Defiant church celebrates Mass on Christmas Eve!
By Tim Townsend
ST. LOUIS POST-DISPATCH
The Rev. Marek Bozek reads a letter from a supporter Saturday at St. Stanislaus Kostka church in St. Louis.
At least 2,000 people packed into St. Stanislaus Kostka church and its Polish Heritage Center to be a part of the Rev. Marek Bozek's first celebration of Mass as pastor of the church.
Before Mass, the aisles of the church in St. Louis were so crowded that Bozek and the alter servers had to be driven around to the front of the church to make their entrance.
The church is at 1413 North 20th Street, northwest of downtown St. Louis.
Carrying a statute of the baby Jesus, Bozek entered the church and immediately received a standing ovation. The choir sang "Silent Night" as Bozek walked down the church's center aisle to the applause.
The priest placed the statue of Christ in the manger at the front of the church, knelt and prayed next photos of Pope John Paul II and Pope Benedict XVI.
He asked the congregation to leave their tensions and problems behind and concentrate on the true meaning of Christmas. Then he asked the congregation to offer the Mass to the Archdiocese of St. Louis and pray for St. Louis Archbishop Raymond Burke.
Outside the church, two St. Louis city fire pumper trucks held a giant American flag between their ladders, a nod to the Rev. Jeremiah Jakle, the Irish priest whom St. Stanislaus parishioners credit with saving that church from ruins in middle of the 20th Century. He was chaplain of the fire department.
Just inside front doors of the church, Joseph Iwasyszyn, a parishioner, handed out bright red "St. Stanislaus Lives" buttons, replacing the "Save St. Stanislaus" buttons seen around the city for the last two years.
The new bottoms "are to show people we're still going and kicking," he said. "We're still hanging around."
On Saturday night, Bozek again ignored the instructions and warnings of his Missouri superiors - Bishop John J. Leibrecht of the diocese of Springfield-Cape Girardeau, and St. Louis Archbishop Raymond Burke - and celebrated Mass for the hundreds crowded into every corner the ornate church just northwest of downtown.
When Bozek told Leibrecht of his decision to become the pastor at St. Stanislaus in early December, the bishop suspended him. Two weeks later , Burke declared the six lay St. Stanislaus board members excommunicated along with Bozek for "the ecclesiastical crime of schism," defined by the Catechism of the Catholic Church as "the refusal of submission to the Roman Pontiff or of communion with the members of the Church subject to him."

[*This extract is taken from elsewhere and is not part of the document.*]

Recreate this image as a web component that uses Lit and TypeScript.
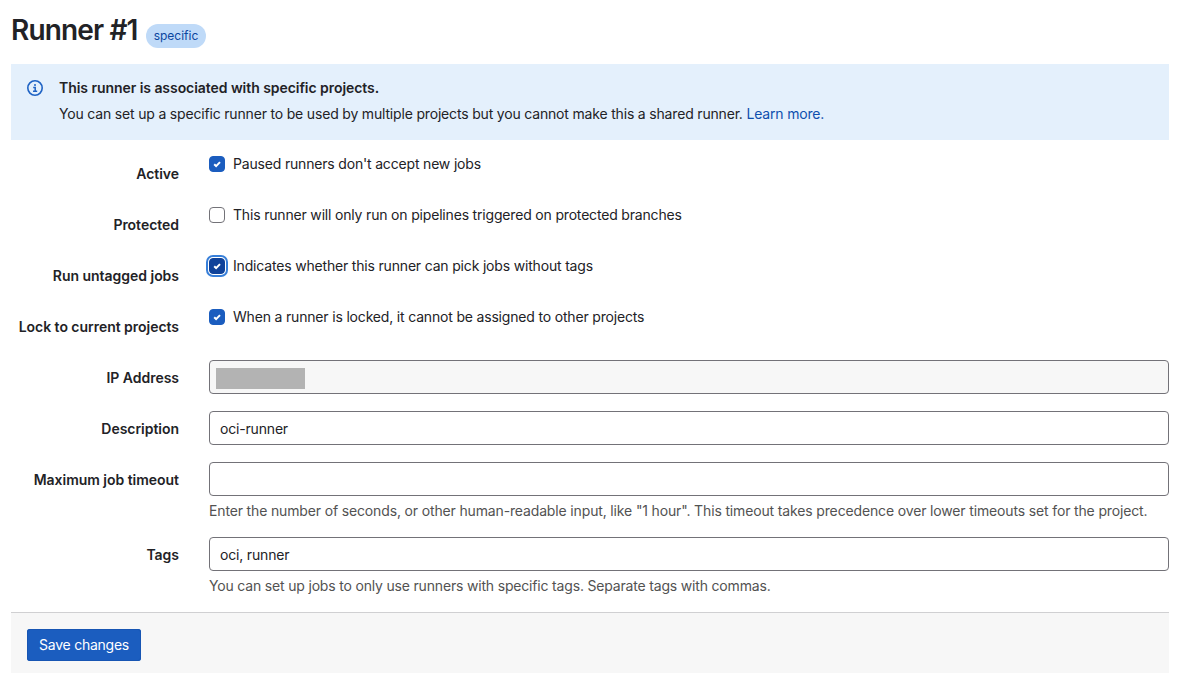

Since the news of the excommunications became public ten days ago debate about which side is right has occupied Catholic St. Louis, including more than 400 entries on three different Post-Dispatch blog-streams on the topic. The dispute even merited a front-page story in last Tuesday's Wall Street Journal.
The Rev. Richard John Neuhaus wrote about the St. Stanislaus excommunications last week on the Web site for "First Things," the conservative Catholic journal he edits.
"What is most importantly at stake . . . is the very definition of what it means to be Catholic," he wrote, then explained the structure of Roman Catholicism. "the Church is guilty as charged: the Church is - always has been and always will be - hierarchical, which many think is a very bad thing to be. The upshot is that St. Stanislaus Kostka and its hired priest are in schism. Protestations to the contrary, it is not a Catholic parish."
Indeed, in his Dec. 16 newspaper column, Burke said he "will be obliged to suppress" St. Stanislaus, meaning it will no longer be a parish of the St. Louis archdiocese or a Roman Catholic church. As of last week, an archdiocese spokesman said he was not aware if Burke had yet to sign a decree that would make the suppression official.
The dispute between Burke and St. Stanislaus stems from a late 19th-century arrangement that gave the parish board control of the church property. Since he arrived in St. Louis in January 2004, Burke has demanded that the church conform to the same legal structure as other parishes, where the parish priest and bishop oversee finances.
Several of Burke's predecessors, including Archbishop Justin Rigali - now cardinal archbishop of Philadelphia - had attempted and failed to bring St. Stanislaus back into line with the rest of St. Louis' Catholic churches.
Burke has said that by altering the parish bylaws, the board members of St. Stanislaus illegally removed his authority and the parish priests from the board.